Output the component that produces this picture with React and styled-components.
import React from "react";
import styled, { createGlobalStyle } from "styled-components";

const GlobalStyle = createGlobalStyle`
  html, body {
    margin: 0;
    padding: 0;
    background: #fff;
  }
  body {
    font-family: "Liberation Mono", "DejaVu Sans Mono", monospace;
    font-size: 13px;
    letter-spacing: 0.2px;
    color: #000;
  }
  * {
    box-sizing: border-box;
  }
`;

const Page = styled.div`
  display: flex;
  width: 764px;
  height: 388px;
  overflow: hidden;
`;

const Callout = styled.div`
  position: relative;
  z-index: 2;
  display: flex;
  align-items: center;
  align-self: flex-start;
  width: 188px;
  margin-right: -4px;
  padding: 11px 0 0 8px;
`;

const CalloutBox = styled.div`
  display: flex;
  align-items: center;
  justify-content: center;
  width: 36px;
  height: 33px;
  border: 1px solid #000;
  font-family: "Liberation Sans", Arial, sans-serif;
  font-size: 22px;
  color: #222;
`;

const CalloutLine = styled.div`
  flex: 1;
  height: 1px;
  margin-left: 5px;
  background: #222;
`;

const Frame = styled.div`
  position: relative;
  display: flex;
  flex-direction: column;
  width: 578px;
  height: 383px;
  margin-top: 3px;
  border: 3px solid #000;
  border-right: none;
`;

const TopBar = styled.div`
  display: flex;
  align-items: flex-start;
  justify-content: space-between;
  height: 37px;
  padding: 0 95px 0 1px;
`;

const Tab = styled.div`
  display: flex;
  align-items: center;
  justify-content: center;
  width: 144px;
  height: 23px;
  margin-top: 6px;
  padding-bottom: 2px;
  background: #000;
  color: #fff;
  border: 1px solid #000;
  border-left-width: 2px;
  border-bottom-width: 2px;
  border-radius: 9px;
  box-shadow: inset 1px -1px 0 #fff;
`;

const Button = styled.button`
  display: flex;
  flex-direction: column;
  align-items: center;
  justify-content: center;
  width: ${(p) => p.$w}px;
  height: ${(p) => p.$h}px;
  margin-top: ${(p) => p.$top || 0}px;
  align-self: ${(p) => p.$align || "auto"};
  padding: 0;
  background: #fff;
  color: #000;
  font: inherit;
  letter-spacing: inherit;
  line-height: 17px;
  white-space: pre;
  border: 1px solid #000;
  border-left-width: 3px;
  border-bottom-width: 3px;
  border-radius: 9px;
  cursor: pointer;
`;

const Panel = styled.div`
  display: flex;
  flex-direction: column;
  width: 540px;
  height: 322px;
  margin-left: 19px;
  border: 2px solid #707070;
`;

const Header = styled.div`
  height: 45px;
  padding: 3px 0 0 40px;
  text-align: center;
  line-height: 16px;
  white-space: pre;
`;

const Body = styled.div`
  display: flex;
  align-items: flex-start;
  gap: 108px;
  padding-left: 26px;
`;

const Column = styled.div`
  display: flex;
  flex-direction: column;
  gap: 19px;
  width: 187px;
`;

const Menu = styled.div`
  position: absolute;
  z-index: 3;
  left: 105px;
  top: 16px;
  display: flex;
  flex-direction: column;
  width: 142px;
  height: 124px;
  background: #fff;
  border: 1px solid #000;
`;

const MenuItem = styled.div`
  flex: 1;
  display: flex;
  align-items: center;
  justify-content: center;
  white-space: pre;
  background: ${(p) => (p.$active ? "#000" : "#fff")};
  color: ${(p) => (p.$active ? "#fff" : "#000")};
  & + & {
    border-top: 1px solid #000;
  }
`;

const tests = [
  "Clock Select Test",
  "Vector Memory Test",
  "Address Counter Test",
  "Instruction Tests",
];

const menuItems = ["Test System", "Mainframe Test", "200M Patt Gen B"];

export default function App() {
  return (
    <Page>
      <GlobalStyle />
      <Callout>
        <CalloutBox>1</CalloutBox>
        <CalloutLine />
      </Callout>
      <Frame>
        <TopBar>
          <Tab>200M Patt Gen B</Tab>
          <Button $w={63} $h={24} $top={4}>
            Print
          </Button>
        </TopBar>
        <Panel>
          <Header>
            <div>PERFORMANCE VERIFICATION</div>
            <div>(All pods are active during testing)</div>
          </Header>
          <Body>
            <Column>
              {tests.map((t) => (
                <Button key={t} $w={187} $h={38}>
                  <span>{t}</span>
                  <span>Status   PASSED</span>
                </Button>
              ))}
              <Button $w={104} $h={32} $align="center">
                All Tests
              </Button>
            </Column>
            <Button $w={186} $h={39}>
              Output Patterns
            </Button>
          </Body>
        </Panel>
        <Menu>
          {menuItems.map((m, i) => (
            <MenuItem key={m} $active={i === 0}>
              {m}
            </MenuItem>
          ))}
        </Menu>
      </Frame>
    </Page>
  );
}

==============================

## What to produce
Could you quote the material above in full, exactly as it stands?

## Reply to the exercise
Output the component that produces this picture with React and styled-components.
import React from "react";
import styled, { createGlobalStyle } from "styled-components";

const GlobalStyle = createGlobalStyle`
  html, body {
    margin: 0;
    padding: 0;
    background: #fff;
  }
  body {
    font-family: "Liberation Mono", "DejaVu Sans Mono", monospace;
    font-size: 13px;
    letter-spacing: 0.2px;
    color: #000;
  }
  * {
    box-sizing: border-box;
  }
`;

const Page = styled.div`
  display: flex;
  width: 764px;
  height: 388px;
  overflow: hidden;
`;

const Callout = styled.div`
  position: relative;
  z-index: 2;
  display: flex;
  align-items: center;
  align-self: flex-start;
  width: 188px;
  margin-right: -4px;
  padding: 11px 0 0 8px;
`;

const CalloutBox = styled.div`
  display: flex;
  align-items: center;
  justify-content: center;
  width: 36px;
  height: 33px;
  border: 1px solid #000;
  font-family: "Liberation Sans", Arial, sans-serif;
  font-size: 22px;
  color: #222;
`;

const CalloutLine = styled.div`
  flex: 1;
  height: 1px;
  margin-left: 5px;
  background: #222;
`;

const Frame = styled.div`
  position: relative;
  display: flex;
  flex-direction: column;
  width: 578px;
  height: 383px;
  margin-top: 3px;
  border: 3px solid #000;
  border-right: none;
`;

const TopBar = styled.div`
  display: flex;
  align-items: flex-start;
  justify-content: space-between;
  height: 37px;
  padding: 0 95px 0 1px;
`;

const Tab = styled.div`
  display: flex;
  align-items: center;
  justify-content: center;
  width: 144px;
  height: 23px;
  margin-top: 6px;
  padding-bottom: 2px;
  background: #000;
  color: #fff;
  border: 1px solid #000;
  border-left-width: 2px;
  border-bottom-width: 2px;
  border-radius: 9px;
  box-shadow: inset 1px -1px 0 #fff;
`;

const Button = styled.button`
  display: flex;
  flex-direction: column;
  align-items: center;
  justify-content: center;
  width: ${(p) => p.$w}px;
  height: ${(p) => p.$h}px;
  margin-top: ${(p) => p.$top || 0}px;
  align-self: ${(p) => p.$align || "auto"};
  padding: 0;
  background: #fff;
  color: #000;
  font: inherit;
  letter-spacing: inherit;
  line-height: 17px;
  white-space: pre;
  border: 1px solid #000;
  border-left-width: 3px;
  border-bottom-width: 3px;
  border-radius: 9px;
  cursor: pointer;
`;

const Panel = styled.div`
  display: flex;
  flex-direction: column;
  width: 540px;
  height: 322px;
  margin-left: 19px;
  border: 2px solid #707070;
`;

const Header = styled.div`
  height: 45px;
  padding: 3px 0 0 40px;
  text-align: center;
  line-height: 16px;
  white-space: pre;
`;

const Body = styled.div`
  display: flex;
  align-items: flex-start;
  gap: 108px;
  padding-left: 26px;
`;

const Column = styled.div`
  display: flex;
  flex-direction: column;
  gap: 19px;
  width: 187px;
`;

const Menu = styled.div`
  position: absolute;
  z-index: 3;
  left: 105px;
  top: 16px;
  display: flex;
  flex-direction: column;
  width: 142px;
  height: 124px;
  background: #fff;
  border: 1px solid #000;
`;

const MenuItem = styled.div`
  flex: 1;
  display: flex;
  align-items: center;
  justify-content: center;
  white-space: pre;
  background: ${(p) => (p.$active ? "#000" : "#fff")};
  color: ${(p) => (p.$active ? "#fff" : "#000")};
  & + & {
    border-top: 1px solid #000;
  }
`;

const tests = [
  "Clock Select Test",
  "Vector Memory Test",
  "Address Counter Test",
  "Instruction Tests",
];

const menuItems = ["Test System", "Mainframe Test", "200M Patt Gen B"];

export default function App() {
  return (
    <Page>
      <GlobalStyle />
      <Callout>
        <CalloutBox>1</CalloutBox>
        <CalloutLine />
      </Callout>
      <Frame>
        <TopBar>
          <Tab>200M Patt Gen B</Tab>
          <Button $w={63} $h={24} $top={4}>
            Print
          </Button>
        </TopBar>
        <Panel>
          <Header>
            <div>PERFORMANCE VERIFICATION</div>
            <div>(All pods are active during testing)</div>
          </Header>
          <Body>
            <Column>
              {tests.map((t) => (
                <Button key={t} $w={187} $h={38}>
                  <span>{t}</span>
                  <span>Status   PASSED</span>
                </Button>
              ))}
              <Button $w={104} $h={32} $align="center">
                All Tests
              </Button>
            </Column>
            <Button $w={186} $h={39}>
              Output Patterns
            </Button>
          </Body>
        </Panel>
        <Menu>
          {menuItems.map((m, i) => (
            <MenuItem key={m} $active={i === 0}>
              {m}
            </MenuItem>
          ))}
        </Menu>
      </Frame>
    </Page>
  );
}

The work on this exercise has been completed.